C’est un bel hommage musical que le Super Étoile de Dakar vient de rendre à son défunt guitariste, Jimmy Mbaye, à travers un medley de quelques-uns de ses solos marquants. Un témoignage d’amour et de fidélité d’une grande facture.
À l’occasion de la Fête de la musique, le samedi 21 juin, Youssou Ndour et le Super Étoile de Dakar ont publié un single dédié à feu Mamadou Jimmy Mbaye. Un hommage à « leur » soliste d’exception, décédé le 12 février dernier à l’âge de 68 ans. « Jimmy Mbaye Dogo : Hommage du Super Étoile de Dakar » est un prodigieux pot-pourri de sept tubes du groupe cinquantenaire : Sama Gént Gi, Papa Ndiaye, Gandiol, Walo, Djino, Thiély et Yolele. C’est un titre que compose en quelque sorte Jimmy Mbaye lui-même, puisque la natte repose sur ses solos légendaires, qui marquent les morceaux sélectionnés.
« Quand l’idée de l’hommage s’est posée, nous avons réfléchi et nous nous sommes finalement dit que c’était mieux de chanter sur ses solos, qui étaient en eux-mêmes des chansons. Ses harmonies faisaient déjà tout le travail. J’ai utilisé les mêmes airs pour chanter des paroles », explique Youssou Ndour, dont la peine – et celle de tout l’orchestre – est très visible dans le clip vidéo publié sur YouTube le même jour.
Le film s’ouvre sur des propos de Jimmy Mbaye, dans des images remontant à plus de vingt ans, où le guitariste parle de son rapport avec le Super Étoile, « une famille extraordinaire » avec laquelle il passait « le plus clair de (son) temps ». Le défunt donne ainsi le ton avec une forte émotion, pour démarrer avec son solo dans Sama Gént Gi. Le symbole est fort. C’est un morceau puissant, chargé de sens, saisissant et agréable à l’écoute, interprété uniquement avec la guitare sèche de Jimmy Mbaye et la voix de Youssou Ndour.
La version en question était parue en 1995 dans l’album Gaïndé : Voices From The Heart of Africa, de Youssou Ndour et Yandé Codou Sène, après une première version dans Xaley Étoile, volume 4 du Super Étoile de Dakar (1981), chantée également par Youssou Ndour. Avec l’air de Sama Gént Gi, c’est une introduction tout en douceur, dans un registre funèbre, que Youssou Ndour tranche avec une voix qui sonne peinée et stoïque.
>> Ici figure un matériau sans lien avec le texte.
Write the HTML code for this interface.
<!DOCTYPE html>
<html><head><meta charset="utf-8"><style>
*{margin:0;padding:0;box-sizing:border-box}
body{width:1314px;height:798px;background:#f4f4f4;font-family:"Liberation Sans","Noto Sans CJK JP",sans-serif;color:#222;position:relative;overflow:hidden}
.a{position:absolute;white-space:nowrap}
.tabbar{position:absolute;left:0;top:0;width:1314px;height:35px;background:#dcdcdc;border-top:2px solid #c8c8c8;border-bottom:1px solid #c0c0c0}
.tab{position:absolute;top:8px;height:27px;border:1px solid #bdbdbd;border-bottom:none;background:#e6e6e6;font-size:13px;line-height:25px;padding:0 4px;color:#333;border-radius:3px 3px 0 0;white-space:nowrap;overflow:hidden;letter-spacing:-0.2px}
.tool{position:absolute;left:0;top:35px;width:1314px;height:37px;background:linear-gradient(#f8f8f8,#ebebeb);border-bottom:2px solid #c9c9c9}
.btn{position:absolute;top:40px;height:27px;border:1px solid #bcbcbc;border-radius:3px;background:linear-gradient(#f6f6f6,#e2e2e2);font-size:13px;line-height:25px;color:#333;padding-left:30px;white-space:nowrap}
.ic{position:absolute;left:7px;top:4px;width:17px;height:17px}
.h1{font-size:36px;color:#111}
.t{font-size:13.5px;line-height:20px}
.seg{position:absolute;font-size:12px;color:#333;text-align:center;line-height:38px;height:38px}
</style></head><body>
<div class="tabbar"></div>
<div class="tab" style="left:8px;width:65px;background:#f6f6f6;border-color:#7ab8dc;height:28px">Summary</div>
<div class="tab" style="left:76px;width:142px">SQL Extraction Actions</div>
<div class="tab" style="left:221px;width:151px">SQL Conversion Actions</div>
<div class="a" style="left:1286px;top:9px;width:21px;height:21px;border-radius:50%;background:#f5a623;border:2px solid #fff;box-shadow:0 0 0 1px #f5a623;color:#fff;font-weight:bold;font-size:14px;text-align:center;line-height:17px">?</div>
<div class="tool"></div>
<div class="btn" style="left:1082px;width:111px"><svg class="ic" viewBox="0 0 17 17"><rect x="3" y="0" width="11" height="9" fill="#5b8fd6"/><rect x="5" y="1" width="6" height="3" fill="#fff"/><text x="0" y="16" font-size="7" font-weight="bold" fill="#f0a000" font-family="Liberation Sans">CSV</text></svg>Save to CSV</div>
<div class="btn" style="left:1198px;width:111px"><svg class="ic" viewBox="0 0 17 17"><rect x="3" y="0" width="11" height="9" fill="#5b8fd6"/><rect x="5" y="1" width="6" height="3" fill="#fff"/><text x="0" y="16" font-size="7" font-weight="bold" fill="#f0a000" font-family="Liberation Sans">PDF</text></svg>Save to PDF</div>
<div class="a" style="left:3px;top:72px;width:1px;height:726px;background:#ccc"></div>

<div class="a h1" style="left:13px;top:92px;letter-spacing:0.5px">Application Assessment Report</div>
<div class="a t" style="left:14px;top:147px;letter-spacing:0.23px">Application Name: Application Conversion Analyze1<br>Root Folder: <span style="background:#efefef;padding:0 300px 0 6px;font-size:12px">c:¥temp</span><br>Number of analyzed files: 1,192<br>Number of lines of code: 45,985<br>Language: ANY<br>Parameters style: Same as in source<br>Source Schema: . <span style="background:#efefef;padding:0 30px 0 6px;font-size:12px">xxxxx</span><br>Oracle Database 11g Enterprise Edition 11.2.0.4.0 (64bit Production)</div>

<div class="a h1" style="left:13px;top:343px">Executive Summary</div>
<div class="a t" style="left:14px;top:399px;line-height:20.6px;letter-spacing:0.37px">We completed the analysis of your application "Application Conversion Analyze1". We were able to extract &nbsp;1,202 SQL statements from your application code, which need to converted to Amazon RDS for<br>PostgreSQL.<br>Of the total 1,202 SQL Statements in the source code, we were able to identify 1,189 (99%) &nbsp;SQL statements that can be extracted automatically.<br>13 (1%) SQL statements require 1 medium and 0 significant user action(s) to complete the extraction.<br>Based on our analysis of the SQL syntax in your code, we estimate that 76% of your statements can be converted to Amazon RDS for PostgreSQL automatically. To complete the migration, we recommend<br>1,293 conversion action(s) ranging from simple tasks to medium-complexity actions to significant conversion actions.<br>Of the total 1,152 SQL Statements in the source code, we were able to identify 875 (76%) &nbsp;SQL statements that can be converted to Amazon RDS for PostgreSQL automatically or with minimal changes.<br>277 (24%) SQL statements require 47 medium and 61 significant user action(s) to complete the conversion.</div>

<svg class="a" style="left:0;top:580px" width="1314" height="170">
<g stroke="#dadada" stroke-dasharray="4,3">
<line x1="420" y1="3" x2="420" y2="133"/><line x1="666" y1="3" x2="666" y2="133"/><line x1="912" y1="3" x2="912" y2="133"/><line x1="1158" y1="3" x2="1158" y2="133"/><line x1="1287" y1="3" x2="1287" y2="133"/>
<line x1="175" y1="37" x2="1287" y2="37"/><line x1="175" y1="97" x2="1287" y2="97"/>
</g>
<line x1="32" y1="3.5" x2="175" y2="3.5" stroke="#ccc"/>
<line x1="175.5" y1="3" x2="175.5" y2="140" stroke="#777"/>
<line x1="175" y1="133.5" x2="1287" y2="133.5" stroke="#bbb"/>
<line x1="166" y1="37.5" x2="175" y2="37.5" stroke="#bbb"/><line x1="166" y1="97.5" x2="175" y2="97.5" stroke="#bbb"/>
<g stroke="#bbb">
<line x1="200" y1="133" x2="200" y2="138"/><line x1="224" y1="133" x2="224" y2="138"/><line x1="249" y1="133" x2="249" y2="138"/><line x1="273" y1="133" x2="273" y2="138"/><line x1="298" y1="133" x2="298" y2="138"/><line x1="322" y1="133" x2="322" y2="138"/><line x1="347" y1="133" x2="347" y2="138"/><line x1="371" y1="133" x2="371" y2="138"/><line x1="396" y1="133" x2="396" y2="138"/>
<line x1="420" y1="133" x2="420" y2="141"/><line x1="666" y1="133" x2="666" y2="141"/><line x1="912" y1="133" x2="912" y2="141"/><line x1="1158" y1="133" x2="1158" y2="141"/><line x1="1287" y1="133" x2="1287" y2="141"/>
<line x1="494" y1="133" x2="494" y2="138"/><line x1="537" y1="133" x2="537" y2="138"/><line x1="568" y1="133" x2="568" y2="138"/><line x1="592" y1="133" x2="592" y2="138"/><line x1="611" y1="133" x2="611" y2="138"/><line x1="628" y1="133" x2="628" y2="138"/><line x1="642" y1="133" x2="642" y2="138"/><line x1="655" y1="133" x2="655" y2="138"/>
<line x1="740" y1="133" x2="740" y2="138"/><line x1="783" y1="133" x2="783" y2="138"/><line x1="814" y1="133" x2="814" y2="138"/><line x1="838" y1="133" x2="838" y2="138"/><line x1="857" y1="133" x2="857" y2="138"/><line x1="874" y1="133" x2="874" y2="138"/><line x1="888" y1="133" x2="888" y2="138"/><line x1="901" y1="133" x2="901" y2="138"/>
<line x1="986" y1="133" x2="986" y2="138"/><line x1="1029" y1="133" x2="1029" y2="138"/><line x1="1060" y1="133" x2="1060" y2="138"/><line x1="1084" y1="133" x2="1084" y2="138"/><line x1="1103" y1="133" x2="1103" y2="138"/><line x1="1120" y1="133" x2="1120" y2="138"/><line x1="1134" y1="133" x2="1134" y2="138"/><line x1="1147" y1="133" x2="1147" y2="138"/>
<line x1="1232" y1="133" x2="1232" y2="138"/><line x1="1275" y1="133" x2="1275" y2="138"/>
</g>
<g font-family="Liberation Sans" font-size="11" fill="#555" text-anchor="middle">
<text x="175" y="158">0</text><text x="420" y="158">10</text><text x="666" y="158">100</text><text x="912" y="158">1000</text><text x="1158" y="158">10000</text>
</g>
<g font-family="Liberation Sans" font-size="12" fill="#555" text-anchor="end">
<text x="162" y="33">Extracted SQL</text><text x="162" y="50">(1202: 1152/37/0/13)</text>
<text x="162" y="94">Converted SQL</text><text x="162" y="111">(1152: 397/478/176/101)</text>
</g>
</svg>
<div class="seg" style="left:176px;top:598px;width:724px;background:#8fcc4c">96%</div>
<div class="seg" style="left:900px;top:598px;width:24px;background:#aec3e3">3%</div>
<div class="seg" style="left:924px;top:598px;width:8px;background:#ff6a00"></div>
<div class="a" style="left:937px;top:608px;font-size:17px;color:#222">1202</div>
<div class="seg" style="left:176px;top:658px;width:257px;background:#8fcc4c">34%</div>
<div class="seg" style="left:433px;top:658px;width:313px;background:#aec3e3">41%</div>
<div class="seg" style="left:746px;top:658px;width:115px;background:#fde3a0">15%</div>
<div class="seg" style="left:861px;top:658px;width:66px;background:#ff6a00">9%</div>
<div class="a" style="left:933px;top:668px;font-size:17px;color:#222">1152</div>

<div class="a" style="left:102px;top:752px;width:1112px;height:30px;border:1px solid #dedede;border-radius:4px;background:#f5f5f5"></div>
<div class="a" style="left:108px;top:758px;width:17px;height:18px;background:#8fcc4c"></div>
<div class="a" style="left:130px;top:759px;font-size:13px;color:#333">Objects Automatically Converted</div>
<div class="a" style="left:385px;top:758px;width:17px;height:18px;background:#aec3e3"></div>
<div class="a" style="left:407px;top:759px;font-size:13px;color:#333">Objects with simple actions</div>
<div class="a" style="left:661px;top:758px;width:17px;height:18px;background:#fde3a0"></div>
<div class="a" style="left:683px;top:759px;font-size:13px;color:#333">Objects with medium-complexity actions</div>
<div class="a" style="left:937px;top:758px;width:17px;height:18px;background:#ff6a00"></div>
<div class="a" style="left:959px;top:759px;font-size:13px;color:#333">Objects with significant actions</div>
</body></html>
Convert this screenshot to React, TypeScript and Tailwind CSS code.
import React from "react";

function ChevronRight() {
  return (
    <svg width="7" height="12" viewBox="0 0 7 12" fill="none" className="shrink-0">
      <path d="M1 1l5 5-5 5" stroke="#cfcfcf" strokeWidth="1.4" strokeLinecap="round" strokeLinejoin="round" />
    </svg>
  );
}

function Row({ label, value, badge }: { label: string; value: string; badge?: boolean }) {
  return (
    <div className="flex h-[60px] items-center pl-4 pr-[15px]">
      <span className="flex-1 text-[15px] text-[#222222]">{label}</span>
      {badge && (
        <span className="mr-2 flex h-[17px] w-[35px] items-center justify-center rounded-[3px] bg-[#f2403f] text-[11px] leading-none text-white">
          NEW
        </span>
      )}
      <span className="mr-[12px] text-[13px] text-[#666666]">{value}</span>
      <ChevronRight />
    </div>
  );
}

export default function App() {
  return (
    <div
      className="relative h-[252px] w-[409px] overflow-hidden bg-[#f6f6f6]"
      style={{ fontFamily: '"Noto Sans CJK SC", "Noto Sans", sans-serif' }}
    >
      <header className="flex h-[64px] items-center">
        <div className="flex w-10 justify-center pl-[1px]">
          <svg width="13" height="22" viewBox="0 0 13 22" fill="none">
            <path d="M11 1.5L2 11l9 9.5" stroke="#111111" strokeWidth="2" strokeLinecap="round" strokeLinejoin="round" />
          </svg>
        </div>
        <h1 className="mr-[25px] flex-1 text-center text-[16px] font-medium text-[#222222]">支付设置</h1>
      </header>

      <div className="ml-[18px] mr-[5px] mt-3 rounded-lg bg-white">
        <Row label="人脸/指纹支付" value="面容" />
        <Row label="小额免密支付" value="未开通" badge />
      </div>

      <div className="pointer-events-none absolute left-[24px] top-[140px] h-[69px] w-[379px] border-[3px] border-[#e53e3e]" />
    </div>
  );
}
Il célèbre Jimmy par son identité, ses origines et son œuvre majuscule, qui immortalise son nom. « Les morts ne sont pas morts… » Jimmy, c’est en effet une œuvre et un jeu reconnus bien au-delà du Sénégal et de l’Afrique, évoqués ici avec un air plus joyeux et exaltant (Gandiol).
Grande nostalgie
Une mémoire que Youssou Ndour évoque avec une grande nostalgie : la sienne, celle du groupe et de tous les fans (Papa Ndiaye). Dans l’extrait Walo, Youssou Ndour pleure Jimmy le virtuose, Jimmy l’homme aux grandes vertus humaines : Jimmy le poli, Jimmy le souriant, Jimmy le sérieux et excellent dans son travail, Jimmy le « ndaanaan » qui a défriché un champ prodigieux dans la musique grâce à son jeu révolutionnaire, ingénieusement adapté à la tradition. Youssou Ndour dit surtout merci à Jimmy Mbaye, « parti trop tôt », pour son œuvre et sa contribution féconde.
Dans le dernier morceau, Yolele, Youssou Ndour est tout en spiritualité. Il prie. Cette dernière partie est particulièrement émouvante. La profondeur du message et l’émotion dans la voix du chanteur peuvent faire pleurer. Youssou invite à s’en remettre au décret divin, à considérer la vie avec foi et amour, et à se retenir d’être malveillant ou calomniateur face aux épreuves. Le leader du Super Étoile de Dakar recommande d’agir avec vérité et mesure, pour ne pas regretter l’héritage qu’on laisse. Jimmy Mbaye, comme Habib Faye avant lui, semble être revenu au bercail à temps, avant de repartir à jamais…
On voit également dans le clip vidéo des images de Gaston Madeira, band-manager du Super Étoile de Dakar, décédé en septembre 2024. Outre les séances d’enregistrement du pot-pourri – où l’affliction se lit sur les visages des musiciens compagnons de Jimmy durant des décennies – le film est un montage d’archives précieuses. On y voit Jimmy Mbaye dans toutes ses dimensions : pieux, taquin, généreux dans la transmission, concentré et méticuleux dans son art, sportif, rassembleur.
L’hommage est pleinement mérité pour cet artiste au noble sens du terme.